Hydrogenation-induced superconductivity in two-dimensional Nb2N

Two-dimensional (2D) superconductors exhibit broad application prospects. However, most 2D materials do not possess intrinsic superconductivity. Therefore, how to induce superconductivity in 2D materials without intrinsic superconductivity has become a research hotspot. Among MXene materials, Nb2N has great functionalization potential, making it an ideal platform for exploring induced superconductivity. In this work, we investigate the superconducting properties of hydrogenated 1T- and 2H-Nb2N MXenes based on the first-principles calculations and Eliashberg theory.

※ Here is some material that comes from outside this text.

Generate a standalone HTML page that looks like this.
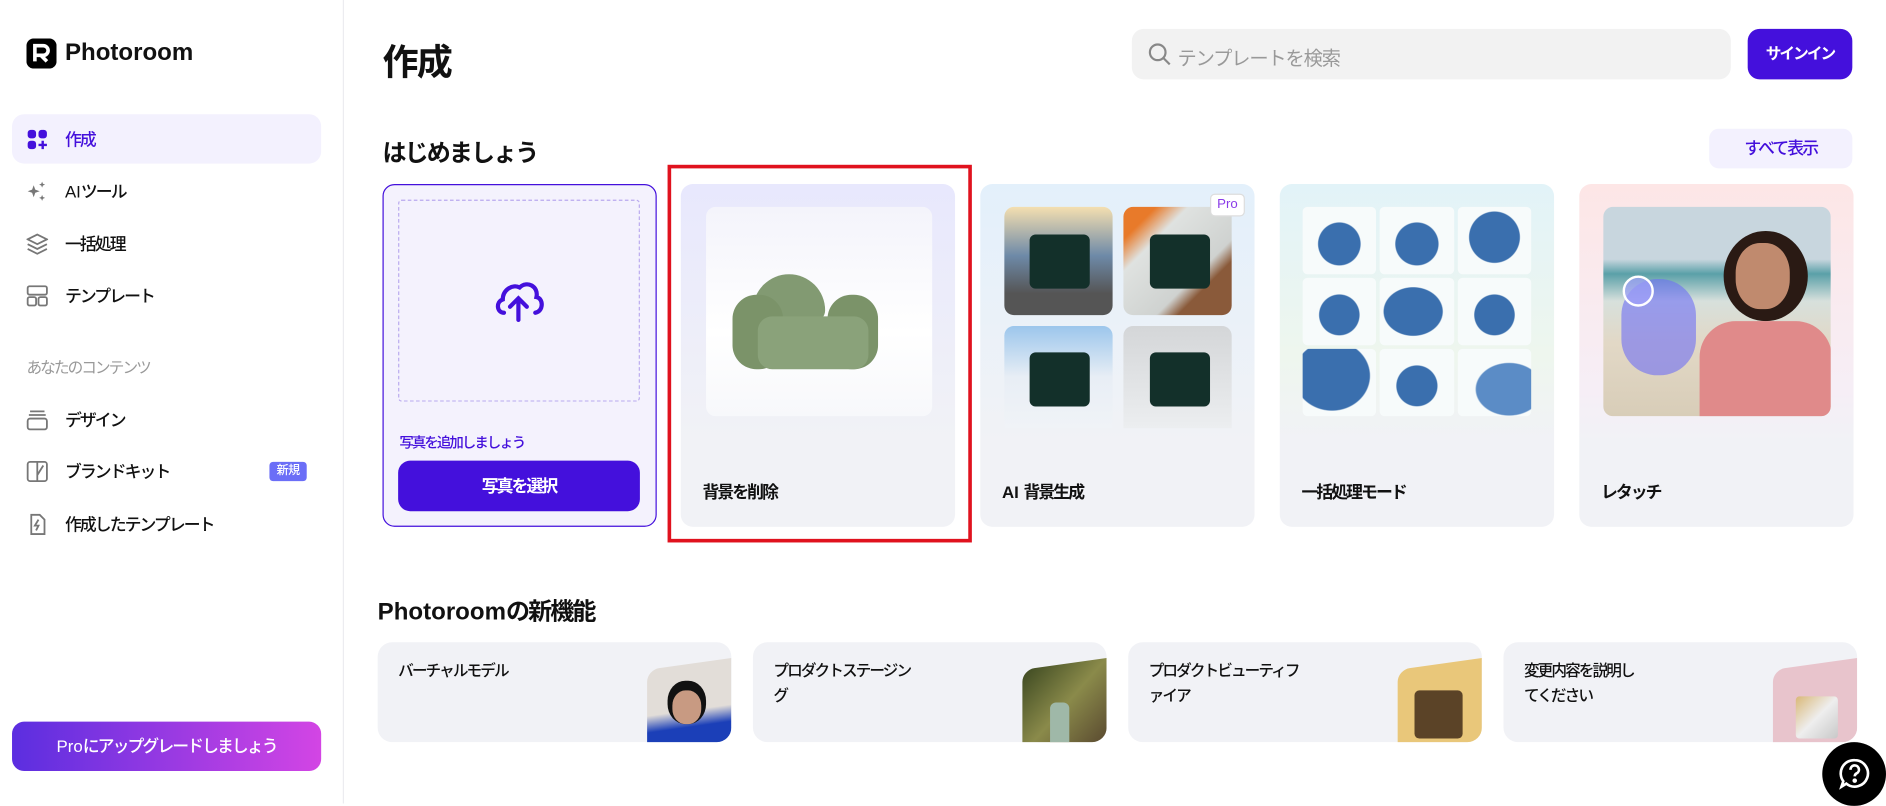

Both 1T-Nb2N and 2H-Nb2N do not possess superconductivity, but hydrogenation can induce superconductivity in both phases. Among the hydrogenated phases, H1-Nb2NH2 exhibits the highest superconducting critical temperature (Tc) of 19 K. Detailed analysis of the electronic structure, phonon dispersion, and electron–phonon coupling (EPC) reveals that the Nb-d orbitals dominate the electronic states near the Fermi level. Importantly, hydrogenation not only introduces high-frequency phonon modes but also significantly enhances the EPC strength, especially in the low-frequency acoustic branches. Our findings suggest that hydrogenation is a promising approach for designing novel 2D superconducting materials.